### AIM
From the first line of the data below through the line holding "const ROWS = '57px", output each line exactly and leave the pictures out.

========================================

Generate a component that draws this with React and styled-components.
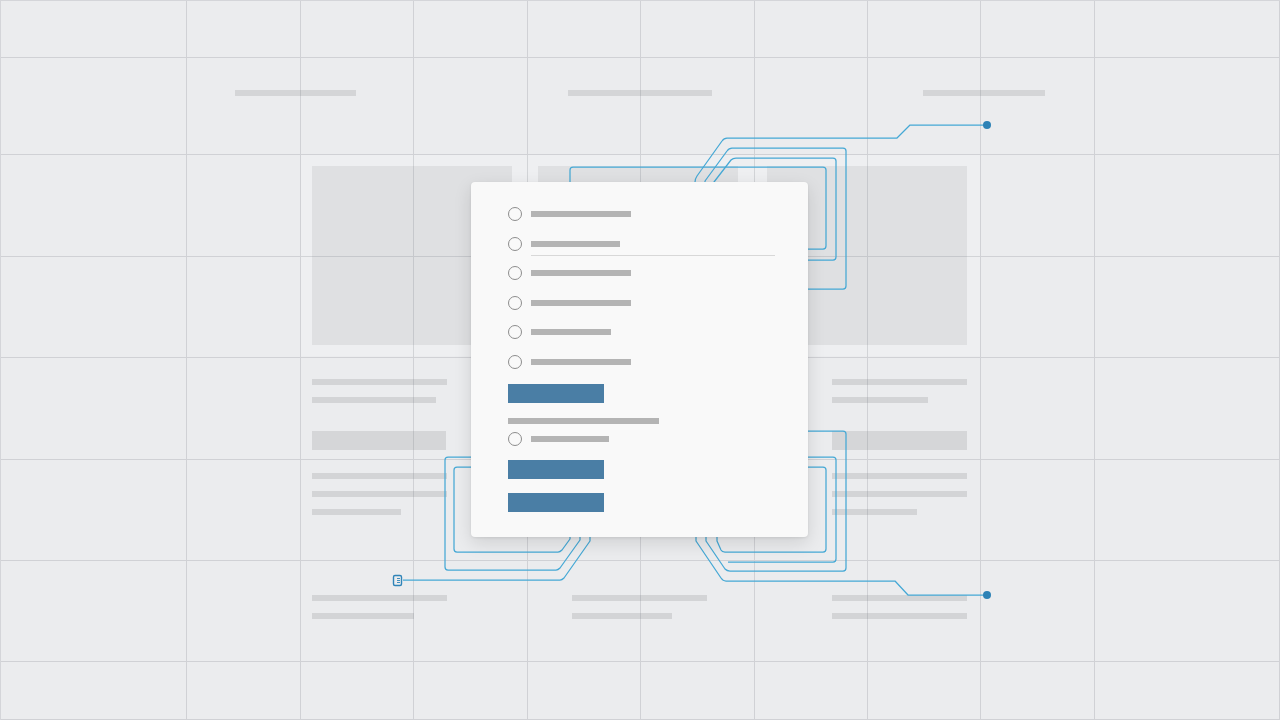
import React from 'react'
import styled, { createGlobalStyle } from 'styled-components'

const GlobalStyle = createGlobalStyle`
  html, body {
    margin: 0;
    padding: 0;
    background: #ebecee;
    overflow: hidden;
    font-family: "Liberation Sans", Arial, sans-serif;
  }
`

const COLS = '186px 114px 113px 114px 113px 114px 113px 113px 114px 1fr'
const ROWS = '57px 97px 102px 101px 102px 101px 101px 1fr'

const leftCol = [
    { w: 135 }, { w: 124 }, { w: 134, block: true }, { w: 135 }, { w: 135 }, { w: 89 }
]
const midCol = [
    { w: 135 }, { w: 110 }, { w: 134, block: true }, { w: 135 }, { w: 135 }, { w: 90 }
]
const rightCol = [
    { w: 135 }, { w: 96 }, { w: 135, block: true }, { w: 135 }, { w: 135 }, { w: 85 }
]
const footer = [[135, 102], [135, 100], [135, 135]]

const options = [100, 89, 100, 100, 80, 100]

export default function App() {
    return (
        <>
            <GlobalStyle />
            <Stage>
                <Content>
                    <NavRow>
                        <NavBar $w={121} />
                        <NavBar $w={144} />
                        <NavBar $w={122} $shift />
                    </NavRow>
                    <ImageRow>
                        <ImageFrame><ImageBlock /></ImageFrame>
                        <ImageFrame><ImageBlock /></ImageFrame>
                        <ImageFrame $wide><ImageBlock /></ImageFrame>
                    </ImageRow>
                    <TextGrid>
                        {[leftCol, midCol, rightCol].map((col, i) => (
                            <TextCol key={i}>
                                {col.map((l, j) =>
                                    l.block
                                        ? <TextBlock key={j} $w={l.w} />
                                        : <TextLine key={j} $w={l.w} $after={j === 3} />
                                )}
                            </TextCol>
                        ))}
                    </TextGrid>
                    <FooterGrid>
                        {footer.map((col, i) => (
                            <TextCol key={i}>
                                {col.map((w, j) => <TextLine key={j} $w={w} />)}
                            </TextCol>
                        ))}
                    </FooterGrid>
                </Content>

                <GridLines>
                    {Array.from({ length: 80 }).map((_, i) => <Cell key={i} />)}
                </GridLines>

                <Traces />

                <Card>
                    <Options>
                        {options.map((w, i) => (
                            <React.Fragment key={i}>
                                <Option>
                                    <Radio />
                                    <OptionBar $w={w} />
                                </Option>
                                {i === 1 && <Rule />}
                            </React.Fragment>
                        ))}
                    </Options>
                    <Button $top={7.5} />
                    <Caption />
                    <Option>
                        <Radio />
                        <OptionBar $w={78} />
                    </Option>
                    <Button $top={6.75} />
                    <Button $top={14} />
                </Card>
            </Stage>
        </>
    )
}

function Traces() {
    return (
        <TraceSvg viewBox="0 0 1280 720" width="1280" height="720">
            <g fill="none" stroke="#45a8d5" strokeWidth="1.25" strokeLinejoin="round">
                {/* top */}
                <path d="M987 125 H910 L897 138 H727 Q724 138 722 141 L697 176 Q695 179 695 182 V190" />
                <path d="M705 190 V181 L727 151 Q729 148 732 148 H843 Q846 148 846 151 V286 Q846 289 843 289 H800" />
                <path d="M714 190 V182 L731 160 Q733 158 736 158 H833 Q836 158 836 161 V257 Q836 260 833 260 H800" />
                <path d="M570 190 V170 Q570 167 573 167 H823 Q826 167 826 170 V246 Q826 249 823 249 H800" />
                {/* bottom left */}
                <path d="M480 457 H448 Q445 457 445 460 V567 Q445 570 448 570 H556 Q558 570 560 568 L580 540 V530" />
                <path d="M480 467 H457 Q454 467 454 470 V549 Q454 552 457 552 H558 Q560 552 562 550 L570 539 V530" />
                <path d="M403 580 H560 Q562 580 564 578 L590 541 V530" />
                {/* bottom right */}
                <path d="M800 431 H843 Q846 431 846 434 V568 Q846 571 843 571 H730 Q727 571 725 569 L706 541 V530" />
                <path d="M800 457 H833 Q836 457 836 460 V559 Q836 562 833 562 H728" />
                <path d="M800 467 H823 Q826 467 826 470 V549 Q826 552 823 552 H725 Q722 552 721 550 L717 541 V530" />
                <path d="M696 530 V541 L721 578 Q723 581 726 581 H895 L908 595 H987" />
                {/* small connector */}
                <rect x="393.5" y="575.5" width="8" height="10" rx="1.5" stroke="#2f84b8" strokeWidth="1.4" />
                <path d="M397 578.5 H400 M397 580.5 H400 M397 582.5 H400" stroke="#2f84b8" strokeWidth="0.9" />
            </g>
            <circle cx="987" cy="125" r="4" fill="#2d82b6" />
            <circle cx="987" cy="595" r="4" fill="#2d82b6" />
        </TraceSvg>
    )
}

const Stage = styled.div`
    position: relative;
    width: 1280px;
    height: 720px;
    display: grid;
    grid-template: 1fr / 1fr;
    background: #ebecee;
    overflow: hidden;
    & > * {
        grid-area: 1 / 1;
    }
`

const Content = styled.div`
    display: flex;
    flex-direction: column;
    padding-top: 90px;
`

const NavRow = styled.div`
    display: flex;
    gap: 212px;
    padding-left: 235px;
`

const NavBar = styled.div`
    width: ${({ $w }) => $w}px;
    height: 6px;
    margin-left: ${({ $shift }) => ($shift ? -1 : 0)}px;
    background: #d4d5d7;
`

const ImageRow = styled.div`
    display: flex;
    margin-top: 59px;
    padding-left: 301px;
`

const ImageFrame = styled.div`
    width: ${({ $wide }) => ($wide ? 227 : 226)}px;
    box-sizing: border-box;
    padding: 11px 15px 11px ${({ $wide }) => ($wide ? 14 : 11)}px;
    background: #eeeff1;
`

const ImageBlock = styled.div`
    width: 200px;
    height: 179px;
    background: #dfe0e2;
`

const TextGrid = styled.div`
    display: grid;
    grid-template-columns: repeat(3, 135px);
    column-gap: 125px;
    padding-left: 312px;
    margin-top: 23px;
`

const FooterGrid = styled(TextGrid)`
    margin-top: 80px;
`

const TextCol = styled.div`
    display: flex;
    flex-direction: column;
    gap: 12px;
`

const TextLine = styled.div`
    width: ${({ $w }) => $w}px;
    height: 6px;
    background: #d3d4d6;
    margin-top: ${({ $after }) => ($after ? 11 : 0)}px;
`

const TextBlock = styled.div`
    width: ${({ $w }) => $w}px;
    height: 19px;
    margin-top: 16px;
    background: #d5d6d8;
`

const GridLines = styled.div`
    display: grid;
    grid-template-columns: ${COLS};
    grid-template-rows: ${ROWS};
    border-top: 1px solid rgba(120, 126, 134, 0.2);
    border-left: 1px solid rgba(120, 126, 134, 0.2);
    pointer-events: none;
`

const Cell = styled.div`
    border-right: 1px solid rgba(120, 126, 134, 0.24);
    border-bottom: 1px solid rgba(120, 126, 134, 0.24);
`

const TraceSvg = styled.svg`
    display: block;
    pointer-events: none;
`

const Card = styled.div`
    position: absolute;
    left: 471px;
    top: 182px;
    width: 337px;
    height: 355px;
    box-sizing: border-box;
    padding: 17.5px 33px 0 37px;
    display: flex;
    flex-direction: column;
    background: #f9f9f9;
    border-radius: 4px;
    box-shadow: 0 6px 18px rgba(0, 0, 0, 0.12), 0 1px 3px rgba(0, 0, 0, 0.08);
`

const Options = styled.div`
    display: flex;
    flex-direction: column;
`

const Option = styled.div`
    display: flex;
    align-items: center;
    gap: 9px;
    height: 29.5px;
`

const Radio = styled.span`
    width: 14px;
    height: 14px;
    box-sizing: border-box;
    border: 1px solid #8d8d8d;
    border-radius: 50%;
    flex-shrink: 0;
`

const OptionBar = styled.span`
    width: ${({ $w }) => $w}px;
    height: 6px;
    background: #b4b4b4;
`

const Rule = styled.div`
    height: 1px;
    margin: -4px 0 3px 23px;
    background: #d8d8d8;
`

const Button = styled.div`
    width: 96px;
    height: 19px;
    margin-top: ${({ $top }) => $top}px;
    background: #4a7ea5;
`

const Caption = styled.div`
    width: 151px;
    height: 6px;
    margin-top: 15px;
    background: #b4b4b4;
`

========================================

### WRITTEN RESPONSE
Generate a component that draws this with React and styled-components.
import React from 'react'
import styled, { createGlobalStyle } from 'styled-components'

const GlobalStyle = createGlobalStyle`
  html, body {
    margin: 0;
    padding: 0;
    background: #ebecee;
    overflow: hidden;
    font-family: "Liberation Sans", Arial, sans-serif;
  }
`

const COLS = '186px 114px 113px 114px 113px 114px 113px 113px 114px 1fr'
const ROWS = '57px 97px 102px 101px 102px 101px 101px 1fr'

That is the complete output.